Judd had a controversial end to his 2009 season. In Carlton's elimination final loss to Brisbane, Judd was cited by the Match Review Panel for misconduct against Michael Rischitelli, after Judd made unnecessary contact near Rischitelli's eyes. The media initially reported the case as eye-gouging, and Judd created a bigger controversy when he stated that his intention was not to eye-gouge, but to push a pressure point behind Rischitelli's ear. Judd later said that his comment was intended as dry humor, but it was misinterpreted as genuine and prompted condemnation from many sources, from sports commentators to martial arts experts. After contesting the charge and appealing the penalty at the AFL Tribunal, Judd was suspended for three weeks. In another deadpan statement after the hearing, he stated "I've since watched a couple of Steven Seagal movies and realised that pressure points are no laughing matter," but he also acknowledged his own "stupidity" in the controversy. Then, his leadership was called into question when the team misbehaved during an organised Christmas booze cruise, which saw suspensions to teammates Andrew Walker, Eddie Betts and Ryan Houlihan.

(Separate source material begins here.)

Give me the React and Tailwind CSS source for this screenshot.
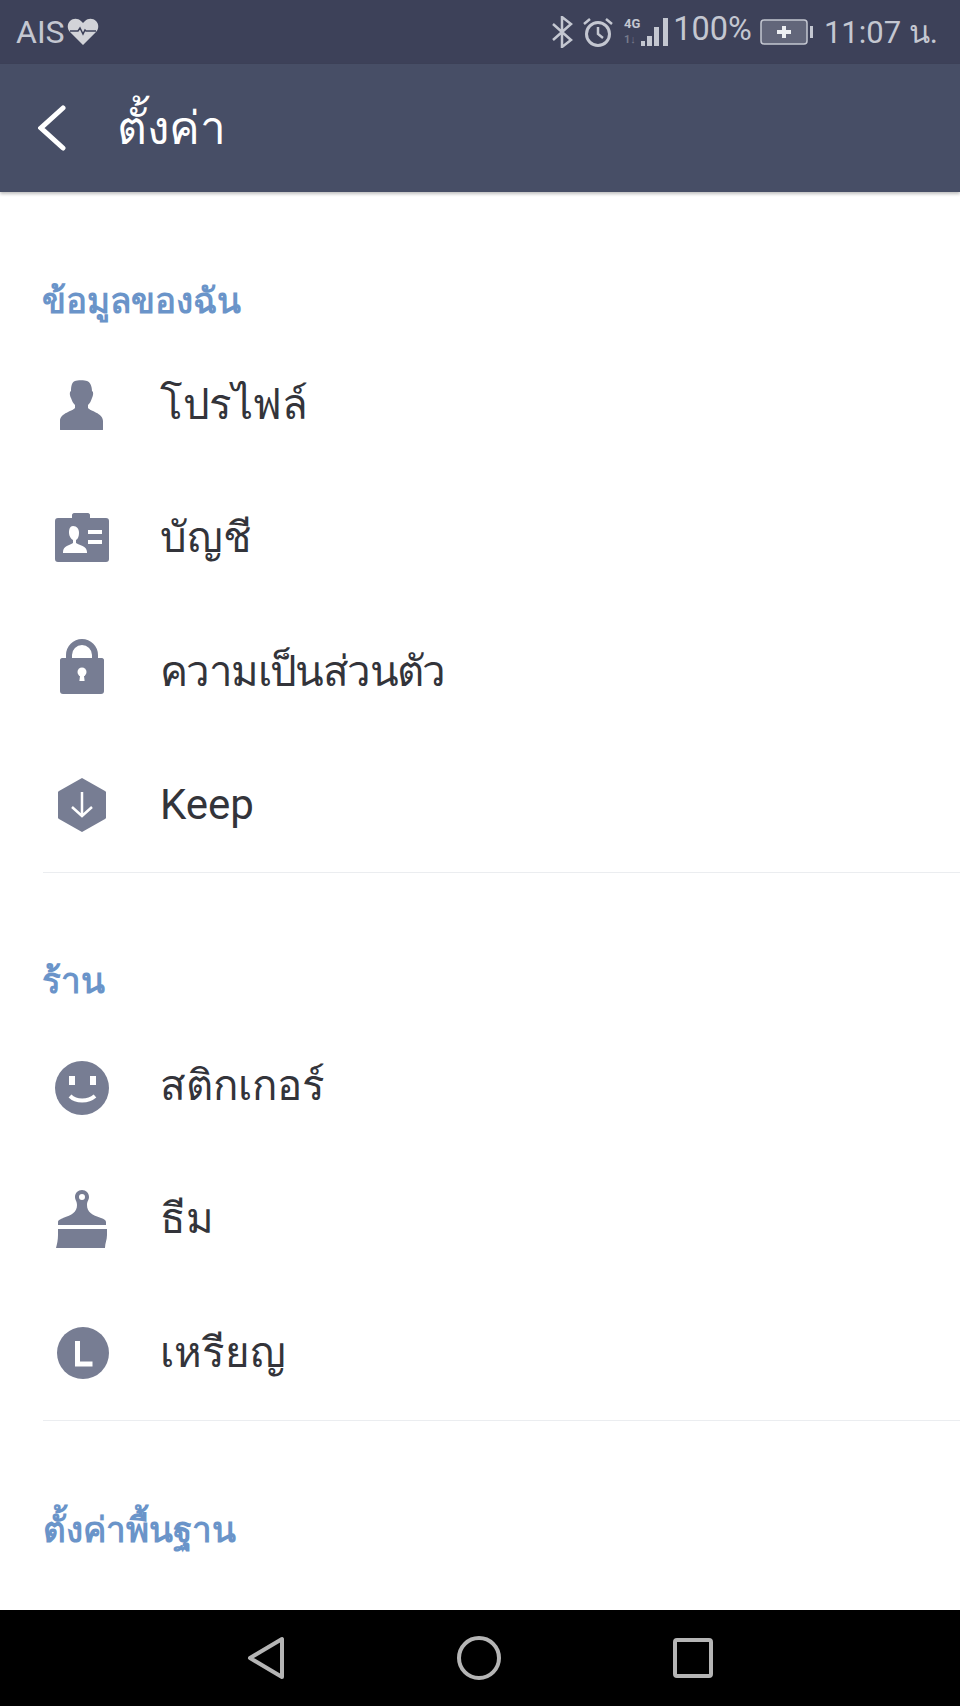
import React from 'react';

const sans = "font-['Roboto','Noto_Sans','DejaVu_Sans',sans-serif]";

function Section({ title, pad, children }) {
  return (
    <section className="ml-[43px] border-b border-[#ebedf0]">
      <h2 className="-ml-px h-[30px] leading-[30px] text-[35px] font-bold text-[#6a94c9]">{title}</h2>
      <div className={pad}>{children}</div>
    </section>
  );
}

function Row({ icon, label, labelClass = '' }) {
  return (
    <div className="flex items-center h-[133.5px] text-[#33343a] text-[42px]">
      <div className="w-[78px] flex justify-center">{icon}</div>
      <span className={`ml-[39px] leading-none ${labelClass}`}>{label}</span>
    </div>
  );
}

const c = '#777d93';

const Profile = () => (
  <svg width="46" height="50" viewBox="0 0 46 50"><path fill={c} d="M16 1c2-1 10-1 12 0 3 1 5 5 5 10 2 1 1 5 0 7-1 3-2 5-4 7v3c2 3 15 5 15 13v8c0 1 0 1-1 1H2c-1 0-1 0-1-1v-8c0-8 13-10 15-13v-3c-2-2-3-4-4-7-1-2-2-6 0-7 0-5 1-9 4-10z" /></svg>
);
const Account = () => (
  <svg width="56" height="50" viewBox="0 0 56 50"><path fill={c} d="M18 2c0-1 1-2 2-2h14c1 0 2 1 2 2v3h16c2 0 3 1 3 3v38c0 2-1 3-3 3H4c-2 0-3-1-3-3V8c0-2 1-3 3-3h14z" /><path fill="#fff" d="M19 13c4 0 6 3 6 7 0 3-1 6-3 7v3c3 2 11 3 11 9v1H9v-1c0-6 7-7 10-9v-3c-2-1-4-4-4-7 0-4 1-7 4-7z" /><rect x="34" y="17" width="14" height="4" fill="#fff" /><rect x="34" y="27" width="14" height="4" fill="#fff" /></svg>
);
const Lock = () => (
  <svg className="mb-[10px]" width="48" height="56" viewBox="0 0 48 56"><path fill="none" stroke={c} strokeWidth="6" d="M11 22v-6a13 13 0 0 1 26 0v6" /><path fill={c} d="M4 19h40c1 0 2 1 2 2v31c0 2-1 3-3 3H5c-2 0-3-1-3-3V21c0-1 1-2 2-2z" /><circle cx="24" cy="33" r="4.5" fill="#fff" /><path fill="#fff" d="M22.2 35h3.6l.8 7h-5.2z" /></svg>
);
const KeepIcon = () => (
  <svg width="50" height="56" viewBox="0 0 50 56"><path fill={c} d="M25 1l23 13c1 .5 1 1 1 2v24c0 1 0 1.500-1 2L25 55 2 42c-1-.5-1-1-1-2V16c0-1 0-1.500 1-2z" /><path fill="none" stroke="#fff" strokeWidth="2.500" d="M25 15v24M15 30l10 9 10-9" /></svg>
);
const Sticker = () => (
  <svg className="mt-[4px]" width="54" height="54" viewBox="0 0 54 54"><circle cx="27" cy="27" r="27" fill={c} /><rect x="14" y="15" width="6" height="9" fill="#fff" /><rect x="35" y="15" width="6" height="9" fill="#fff" /><path fill="none" stroke="#fff" strokeWidth="4" d="M15 35c6 6 18 6 25 0" /></svg>
);
const Theme = () => (
  <svg width="52" height="58" viewBox="0 0 52 58"><path fill={c} fillRule="evenodd" d="M26 0c4 0 7 3 7 7 0 3-2 4-2 8 0 7 5 10 14 13 3 1 5 2 5 4v3H2v-3c0-2 3-3 5-4 9-3 14-6 14-13 0-4-2-5-2-8 0-4 3-7 7-7zm0 4a3 3 0 1 0 0 6 3 3 0 0 0 0-6z" /><path fill={c} d="M2 39h49v6c0 5-2 8-2 13H0c1-4 2-8 2-13z" /></svg>
);
const Coin = () => (
  <svg className="ml-[2px]" width="52" height="52" viewBox="0 0 52 52"><circle cx="26" cy="26" r="26" fill={c} /><path fill="none" stroke="#fff" strokeWidth="5" d="M20.500 14v23h15" /></svg>
);

export default function App() {
  return (
    <div className={`w-[960px] h-[1706px] bg-white flex flex-col ${sans}`} lang="th">
      {/* status bar */}
      <div className="h-16 bg-[#3d4159] flex items-center text-[#c4c7d1] text-[31px] pl-[16px] pr-[22px]">
        <span className="leading-none text-[32px]">AIS</span>
        <svg className="ml-[2px]" width="32" height="28" viewBox="0 0 32 28"><path fill="#d2d3d8" d="M16 27L3 14C0 11 0 6 3 3s8-3 11 0l2 2 2-2c3-3 8-3 11 0s3 8 0 11z" /><path fill="none" stroke="#3d4159" strokeWidth="1.500" d="M3 13h8l2-3 3 6 2-4 1 1h10" /></svg>
        <svg className="ml-auto" width="22" height="32" viewBox="0 0 22 32"><path fill="none" stroke="#c4c7d1" strokeWidth="2.500" d="M2 8l18 16-9 7V1l9 7L2 24" /></svg>
        <svg className="ml-[9px]" width="32" height="32" viewBox="0 0 32 32"><circle cx="16" cy="18" r="11.500" fill="none" stroke="#c4c7d1" strokeWidth="3" /><path fill="none" stroke="#c4c7d1" strokeWidth="2.500" d="M16 11v7l5 4M2 8l6-5M30 8l-6-5" /></svg>
        <svg className="ml-[9px] overflow-visible" width="47" height="32" viewBox="0 0 47 32"><text x="1" y="12" fontSize="13" fontWeight="700" fill="#c4c7d1" fontFamily="Roboto">4G</text><text x="1" y="27" fontSize="11" fontWeight="700" fill="#777b8c" fontFamily="Roboto">1↓</text><rect x="18" y="25" width="4" height="5" fill="#c4c7d1" /><rect x="24" y="20" width="5" height="10" fill="#c4c7d1" /><rect x="31" y="11" width="5" height="19" fill="#c4c7d1" /><rect x="40" y="2" width="5" height="28" fill="#c4c7d1" /></svg>
        <span className="ml-[3px] leading-none text-[32.5px] -translate-y-[3px]">100%</span>
        <svg className="ml-[8px]" width="54" height="28" viewBox="0 0 54 28"><rect x="1" y="2" width="46" height="24" rx="3" fill="#62667a" stroke="#c4c7d1" strokeWidth="1.500" /><path fill="none" stroke="#eceef2" strokeWidth="4" d="M24 8v12M17 14h14" /><rect x="50" y="8" width="3" height="12" fill="#c4c7d1" /></svg>
        <span className="ml-[10px] leading-none">11:07 น.</span>
      </div>

      {/* header */}
      <div className="h-32 bg-[#474e66] flex items-center shadow-[0_2px_3px_rgba(0,0,0,0.25)]">
        <svg className="ml-[38px]" width="28" height="46" viewBox="0 0 28 46"><path fill="none" stroke="#fff" strokeWidth="5" strokeLinecap="round" d="M25 3L3 23l22 20" /></svg>
        <span className="ml-[51px] text-white text-[46px] leading-none">ตั้งค่า</span>
      </div>

      <div className="flex-1 overflow-hidden pt-[95px]">
        <Section title="ข้อมูลของฉัน" pad="pt-[21px]">
          <Row icon={<Profile />} label="โปรไฟล์" labelClass="tracking-[-0.5px]" />
          <Row icon={<Account />} label="บัญชี" />
          <Row icon={<Lock />} label="ความเป็นส่วนตัว" labelClass="tracking-[-1.6px]" />
          <Row icon={<KeepIcon />} label="Keep" />
        </Section>
        <div className="h-[94px]" />
        <Section title="ร้าน" pad="pt-[22px]">
          <Row icon={<Sticker />} label="สติกเกอร์" />
          <Row icon={<Theme />} label="ธีม" />
          <Row icon={<Coin />} label="เหรียญ" />
        </Section>
        <div className="h-[95px]" />
        <h2 className="ml-[43px] h-[30px] leading-[30px] text-[35px] font-bold text-[#6a94c9]">ตั้งค่าพื้นฐาน</h2>
      </div>

      {/* nav bar */}
      <div className="h-24 bg-black flex items-center justify-center gap-[172px]">
        <svg width="38" height="44" viewBox="0 0 38 44"><path fill="none" stroke="#b5b5b5" strokeWidth="4" strokeLinejoin="round" d="M35 3v38L3 22z" /></svg>
        <svg width="44" height="44" viewBox="0 0 44 44"><circle cx="22" cy="22" r="20" fill="none" stroke="#b5b5b5" strokeWidth="4" /></svg>
        <svg width="40" height="40" viewBox="0 0 40 40"><rect x="2" y="2" width="36" height="36" rx="2" fill="none" stroke="#b5b5b5" strokeWidth="4" /></svg>
      </div>
    </div>
  );
}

After missing the opening three rounds of the 2010 season due to the "pressure point" incident, Judd earned three Brownlow votes in each of his first five matches for the season, going on to win his second Brownlow Medal with 30 votes, four ahead of 2009 Brownlow Medallist Gary Ablett, Jr. He became the thirteenth VFL/AFL player to win the Brownlow more than once, the fourth VFL/AFL player to win the Brownlow at two different clubs (West Coast and Carlton), and the first VFL/AFL player to twice poll thirty or more votes in a season. Judd also won his fifth All-Australian selection, being named on the interchange bench, and his third consecutive John Nicholls Medal, becoming the only player other than Nicholls to win the Carlton best and fairest award three times in a row.

Return to finals and further awards (2011–2012)
In 2011, Judd led Carlton to its best season in a decade, helping the team finish 5th at the end of the season, and to record its first finals victory since 2001. He was awarded the Leigh Matthews Trophy for the second time in his career, as well as the AFLPA's Best Captain Award for the first time. He was named vice-captain and ruck-rover of the All-Australian team, his fourth consecutive selection. He had entered the Brownlow Medal count as an unbackable favourite, with Sportsbet electing to pay out early after round 20, but he ultimately finished fifth. He played his 200th AFL game during the season.

Final years
In 2012, Judd played his 100th match for Carlton as captain against Hawthorn in round 14. In round 16 against  he was reported for misconduct in that he pulled opposition player Leigh Adams' arm up, causing the shoulder to dislocate, in a move known as a "chicken wing tackle". Judd denied that he intended to hurt Adams, but the tribunal found him guilty and suspended him for four matches. He finished third in the John Nicholls Medal for the 2012 season.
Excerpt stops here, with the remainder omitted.